Tidak ada yang mengira, revolusi
yang berkobar di Suriah akan berubah menjadi tragedi politik
berdarah-darah. Faktanya, Musim Semi itu sudah bermetamorfosis menjadi
perang sipil (al-harb al-ahliyyah)
antara kubu rezim Bashar al-Assad dan kubu oposisi.
Setidaknya 70.000-90.000 warga
Suriah tewas, sebanyak 950.000 lebih warga berada di pengungsian, dan
1.000.000 lebih warga kehilangan tempat tinggal. Dari berbagai aspek,
krisis politik di Suriah memerlukan penyelesaian yang bersifat
komprehensif. Krisis tersebut telah menjadi ajang tarik-menarik kepentingan
dan perebutan pengaruh dua negara adidaya di kawasan Timur Tengah, yaitu AS
dan Rusia.
Gamal Wakim dalam Shira’ al-Quwa al-Kubra ’ala Suria: al-Ab’ad
al-Geosiyasiyyah li Azmah 2011 menegaskan, dimensi geopolitik tak bisa
dilepaskan dalam mencermati krisis politik di Suriah. Pertarungannya tak
sekadar antara Al-Assad dan oposisi, melainkan jauh lebih kompleks. Arab
Saudi ditengarai telah menjadi pelopor revolusi di kawasan Daraa dengan
menggunakan kaum Salafi untuk melawan sekte Alawite dan kalangan Kristen.
AS dan Uni Eropa turut serta mendorong revolusi bersama dengan Turki dan
Yordania. Belakangan, Mesir menjadi salah satu negara yang mendesak agar
Al-Assad lengser.
Di pihak lain, Rusia berkukuh
memberikan dukungan terhadap rezim Al-Assad sebagai mitra strategisnya di
Timteng dalam lima dekade terakhir. Faktanya, penyelesaian secara politik
di PBB kerap berakhir dengan kebuntuan karena Rusia menggunakan hak veto
untuk menolak proposal AS dan sekutunya dalam melakukan intervensi politik
di Suriah. Sikap Rusia tidak kalah kuatnya dari sokongan AS dan sekutunya
karena Rusia didukung sepenuhnya oleh China, Iran, dan Lebanon.
Karena itu, krisis politik yang
berlangsung di Suriah punya dampak jauh lebih besar, yang pasti berbeda
dengan Musim Semi yang berlangsung di Tunisia, Mesir, Yaman, dan Libya.

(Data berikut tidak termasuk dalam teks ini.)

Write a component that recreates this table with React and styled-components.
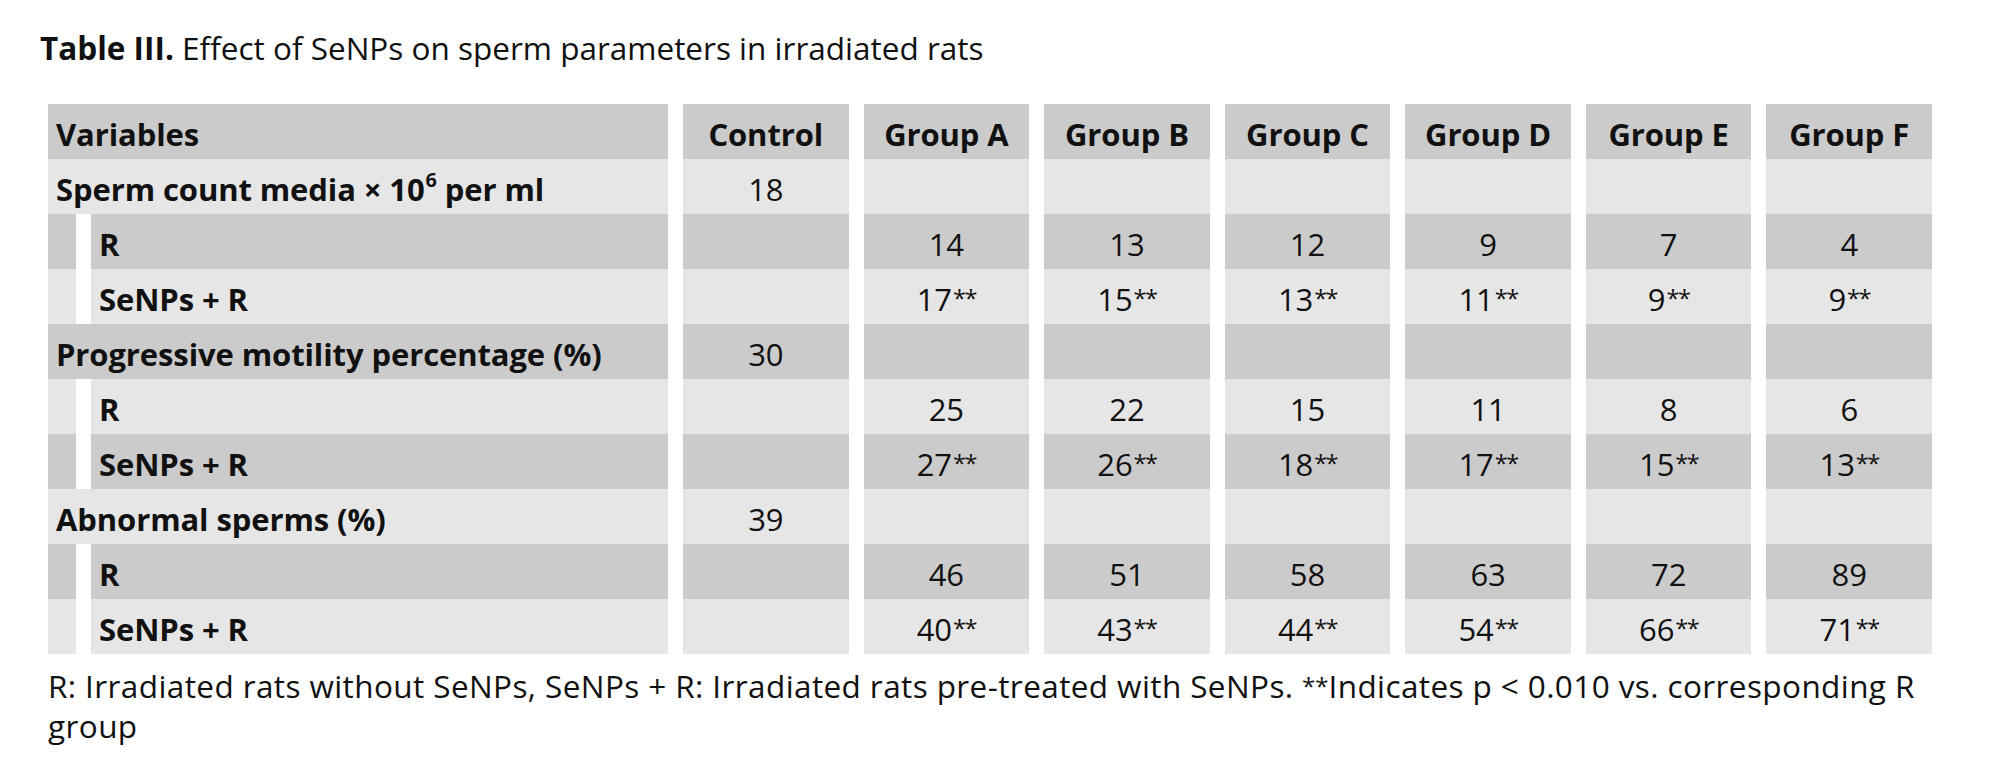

Meski tak sama, krisis politik di Suriah mirip yang terjadi di Bahrain.
Dimensi geopolitik sangat kentara sehingga penyelesaiannya harus melibatkan
negara-negara yang terlibat dalam perebutan hegemoni politik. Di Bahrain,
Arab Saudi punya andil yang cukup besar dalam menyelesaikan krisis politik.
Di Suriah, Rusia merupakan faktor obyektif dalam mencari solusi krisis
politik.
Sementara negara-negara Arab tidak
bisa diandalkan untuk menjadi mediator dalam penyelesaian krisis Suriah.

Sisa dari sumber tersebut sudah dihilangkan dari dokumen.